══ COLLECTED MATERIAL

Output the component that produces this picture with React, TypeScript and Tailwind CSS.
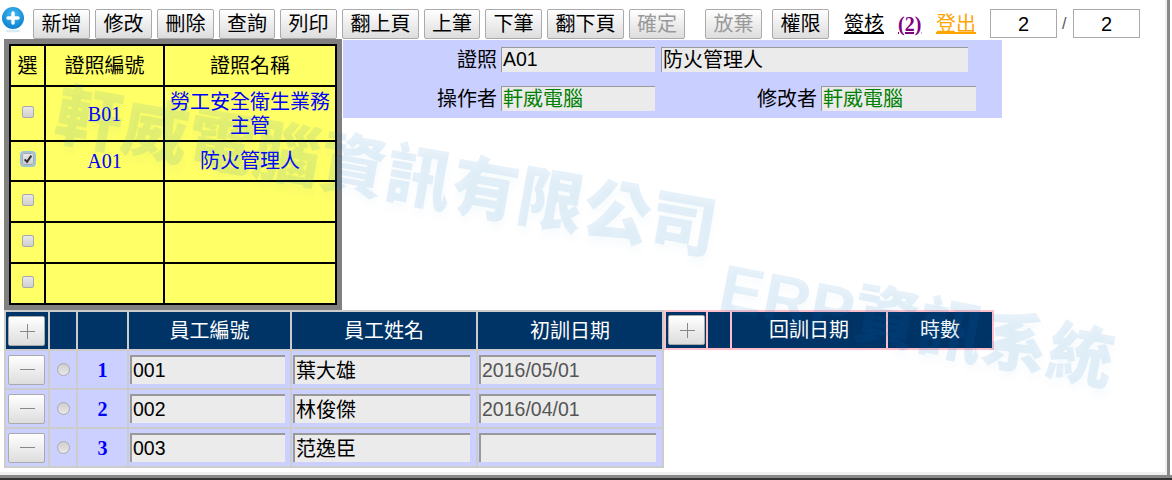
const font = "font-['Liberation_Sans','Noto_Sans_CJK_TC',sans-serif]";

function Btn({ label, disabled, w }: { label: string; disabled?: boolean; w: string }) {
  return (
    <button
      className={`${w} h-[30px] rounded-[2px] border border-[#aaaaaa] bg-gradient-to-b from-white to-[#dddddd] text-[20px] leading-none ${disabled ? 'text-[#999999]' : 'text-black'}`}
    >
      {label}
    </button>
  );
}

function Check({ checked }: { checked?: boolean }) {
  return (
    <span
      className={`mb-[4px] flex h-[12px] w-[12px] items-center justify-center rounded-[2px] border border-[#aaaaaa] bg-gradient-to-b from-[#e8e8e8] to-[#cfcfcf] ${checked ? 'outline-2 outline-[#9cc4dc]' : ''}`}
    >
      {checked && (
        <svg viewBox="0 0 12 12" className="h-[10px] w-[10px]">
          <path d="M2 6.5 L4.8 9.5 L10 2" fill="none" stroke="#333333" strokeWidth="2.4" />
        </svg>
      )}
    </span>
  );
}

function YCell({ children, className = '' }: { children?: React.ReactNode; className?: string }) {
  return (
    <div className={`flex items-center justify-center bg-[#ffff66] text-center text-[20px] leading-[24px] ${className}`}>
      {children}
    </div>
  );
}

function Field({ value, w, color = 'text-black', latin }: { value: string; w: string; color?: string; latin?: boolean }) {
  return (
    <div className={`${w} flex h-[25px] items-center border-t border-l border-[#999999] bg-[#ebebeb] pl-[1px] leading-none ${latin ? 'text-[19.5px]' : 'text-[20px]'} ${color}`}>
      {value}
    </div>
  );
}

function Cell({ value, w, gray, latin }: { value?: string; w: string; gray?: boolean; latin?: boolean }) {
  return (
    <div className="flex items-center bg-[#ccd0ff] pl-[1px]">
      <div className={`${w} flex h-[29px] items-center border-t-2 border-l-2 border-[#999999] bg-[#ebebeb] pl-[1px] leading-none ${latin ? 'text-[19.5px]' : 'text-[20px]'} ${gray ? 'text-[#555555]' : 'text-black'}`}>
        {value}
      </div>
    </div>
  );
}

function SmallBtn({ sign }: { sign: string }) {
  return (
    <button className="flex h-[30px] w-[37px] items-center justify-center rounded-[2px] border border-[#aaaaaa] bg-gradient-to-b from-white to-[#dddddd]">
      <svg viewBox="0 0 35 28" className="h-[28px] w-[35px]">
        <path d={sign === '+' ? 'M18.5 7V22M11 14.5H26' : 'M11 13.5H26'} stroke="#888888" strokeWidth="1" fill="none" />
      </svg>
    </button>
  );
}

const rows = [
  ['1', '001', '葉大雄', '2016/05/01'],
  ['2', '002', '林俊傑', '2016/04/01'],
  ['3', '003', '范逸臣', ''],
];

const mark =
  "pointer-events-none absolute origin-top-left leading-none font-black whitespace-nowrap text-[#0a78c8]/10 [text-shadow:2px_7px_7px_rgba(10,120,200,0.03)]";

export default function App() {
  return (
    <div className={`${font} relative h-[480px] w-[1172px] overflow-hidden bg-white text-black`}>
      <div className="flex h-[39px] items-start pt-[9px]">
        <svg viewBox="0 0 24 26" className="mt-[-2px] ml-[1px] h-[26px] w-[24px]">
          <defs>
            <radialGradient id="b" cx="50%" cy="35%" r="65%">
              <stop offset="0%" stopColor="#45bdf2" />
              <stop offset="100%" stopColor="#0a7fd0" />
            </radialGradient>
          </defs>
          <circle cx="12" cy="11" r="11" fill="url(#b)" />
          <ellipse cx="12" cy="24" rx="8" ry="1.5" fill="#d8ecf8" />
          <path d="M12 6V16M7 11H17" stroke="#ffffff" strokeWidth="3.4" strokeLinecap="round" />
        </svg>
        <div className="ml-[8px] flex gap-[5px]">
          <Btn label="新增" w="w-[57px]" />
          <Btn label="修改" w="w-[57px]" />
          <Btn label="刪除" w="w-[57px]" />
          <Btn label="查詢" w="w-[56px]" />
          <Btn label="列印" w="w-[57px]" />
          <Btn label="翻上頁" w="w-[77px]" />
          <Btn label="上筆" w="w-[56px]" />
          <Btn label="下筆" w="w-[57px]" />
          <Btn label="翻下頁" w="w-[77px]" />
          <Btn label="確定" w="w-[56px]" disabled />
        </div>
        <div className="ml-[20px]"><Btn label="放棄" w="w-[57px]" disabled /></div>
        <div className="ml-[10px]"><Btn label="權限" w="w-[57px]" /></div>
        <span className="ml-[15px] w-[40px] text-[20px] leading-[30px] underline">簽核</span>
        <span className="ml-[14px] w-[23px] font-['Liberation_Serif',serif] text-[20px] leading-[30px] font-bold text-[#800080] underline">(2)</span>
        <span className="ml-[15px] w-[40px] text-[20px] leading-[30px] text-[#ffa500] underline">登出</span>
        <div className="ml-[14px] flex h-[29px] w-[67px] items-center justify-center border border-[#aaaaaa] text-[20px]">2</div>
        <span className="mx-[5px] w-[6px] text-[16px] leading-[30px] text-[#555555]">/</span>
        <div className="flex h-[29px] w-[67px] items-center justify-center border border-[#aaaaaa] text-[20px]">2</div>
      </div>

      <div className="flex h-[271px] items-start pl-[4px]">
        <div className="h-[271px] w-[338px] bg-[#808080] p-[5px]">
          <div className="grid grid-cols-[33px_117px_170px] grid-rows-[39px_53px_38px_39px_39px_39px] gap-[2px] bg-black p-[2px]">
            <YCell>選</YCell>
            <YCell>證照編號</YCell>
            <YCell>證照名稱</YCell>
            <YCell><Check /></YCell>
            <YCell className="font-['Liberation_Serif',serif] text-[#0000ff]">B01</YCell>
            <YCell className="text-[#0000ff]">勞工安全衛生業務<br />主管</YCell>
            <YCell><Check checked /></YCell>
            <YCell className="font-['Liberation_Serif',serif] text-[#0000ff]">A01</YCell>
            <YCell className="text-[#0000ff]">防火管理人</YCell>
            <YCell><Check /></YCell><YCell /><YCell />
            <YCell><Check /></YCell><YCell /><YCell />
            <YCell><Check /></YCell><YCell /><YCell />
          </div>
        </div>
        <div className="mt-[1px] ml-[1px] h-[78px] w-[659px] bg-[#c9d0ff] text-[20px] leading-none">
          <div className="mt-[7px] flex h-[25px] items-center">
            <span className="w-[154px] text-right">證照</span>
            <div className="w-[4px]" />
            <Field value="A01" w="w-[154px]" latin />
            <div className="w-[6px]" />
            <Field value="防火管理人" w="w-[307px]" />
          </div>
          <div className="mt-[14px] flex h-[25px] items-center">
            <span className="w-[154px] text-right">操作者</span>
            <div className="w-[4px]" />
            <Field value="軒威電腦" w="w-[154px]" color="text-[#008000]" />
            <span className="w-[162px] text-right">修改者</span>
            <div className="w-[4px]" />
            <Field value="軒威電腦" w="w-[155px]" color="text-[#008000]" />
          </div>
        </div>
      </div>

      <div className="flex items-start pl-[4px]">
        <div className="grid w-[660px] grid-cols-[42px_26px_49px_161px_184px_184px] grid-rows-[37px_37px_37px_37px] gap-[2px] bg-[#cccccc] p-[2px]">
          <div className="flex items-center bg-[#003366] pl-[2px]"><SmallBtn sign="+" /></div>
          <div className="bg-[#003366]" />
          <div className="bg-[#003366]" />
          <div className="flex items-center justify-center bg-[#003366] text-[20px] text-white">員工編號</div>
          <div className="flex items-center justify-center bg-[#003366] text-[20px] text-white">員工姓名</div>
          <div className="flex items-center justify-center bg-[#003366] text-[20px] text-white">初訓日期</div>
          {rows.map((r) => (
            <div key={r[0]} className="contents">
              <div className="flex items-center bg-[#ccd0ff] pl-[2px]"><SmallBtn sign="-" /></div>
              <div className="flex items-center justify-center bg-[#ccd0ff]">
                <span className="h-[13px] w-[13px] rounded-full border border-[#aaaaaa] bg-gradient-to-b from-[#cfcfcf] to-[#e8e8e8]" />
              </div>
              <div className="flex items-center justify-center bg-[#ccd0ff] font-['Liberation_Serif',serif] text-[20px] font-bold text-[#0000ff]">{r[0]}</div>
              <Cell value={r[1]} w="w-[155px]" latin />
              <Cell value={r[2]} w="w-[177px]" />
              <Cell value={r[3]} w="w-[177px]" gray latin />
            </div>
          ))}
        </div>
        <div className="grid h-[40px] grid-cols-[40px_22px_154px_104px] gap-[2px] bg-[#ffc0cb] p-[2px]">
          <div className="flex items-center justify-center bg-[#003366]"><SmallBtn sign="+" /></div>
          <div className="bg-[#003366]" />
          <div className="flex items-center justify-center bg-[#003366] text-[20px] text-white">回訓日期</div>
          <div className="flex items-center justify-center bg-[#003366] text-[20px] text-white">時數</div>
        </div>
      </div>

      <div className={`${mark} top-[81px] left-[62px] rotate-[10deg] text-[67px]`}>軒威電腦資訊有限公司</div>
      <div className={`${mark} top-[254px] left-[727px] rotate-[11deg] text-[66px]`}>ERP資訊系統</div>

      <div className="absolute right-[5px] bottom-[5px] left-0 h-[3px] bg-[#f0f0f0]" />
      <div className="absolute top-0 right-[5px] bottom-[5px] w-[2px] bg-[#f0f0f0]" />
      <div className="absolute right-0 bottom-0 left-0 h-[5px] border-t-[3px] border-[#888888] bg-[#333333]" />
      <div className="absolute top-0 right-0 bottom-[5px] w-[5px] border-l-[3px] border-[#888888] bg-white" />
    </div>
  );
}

════

REQUIRED TASK: Find the lines above that contain the word "React" and collect them.

RESULT BELOW:
Output the component that produces this picture with React, TypeScript and Tailwind CSS.
function YCell({ children, className = '' }: { children?: React.ReactNode; className?: string }) {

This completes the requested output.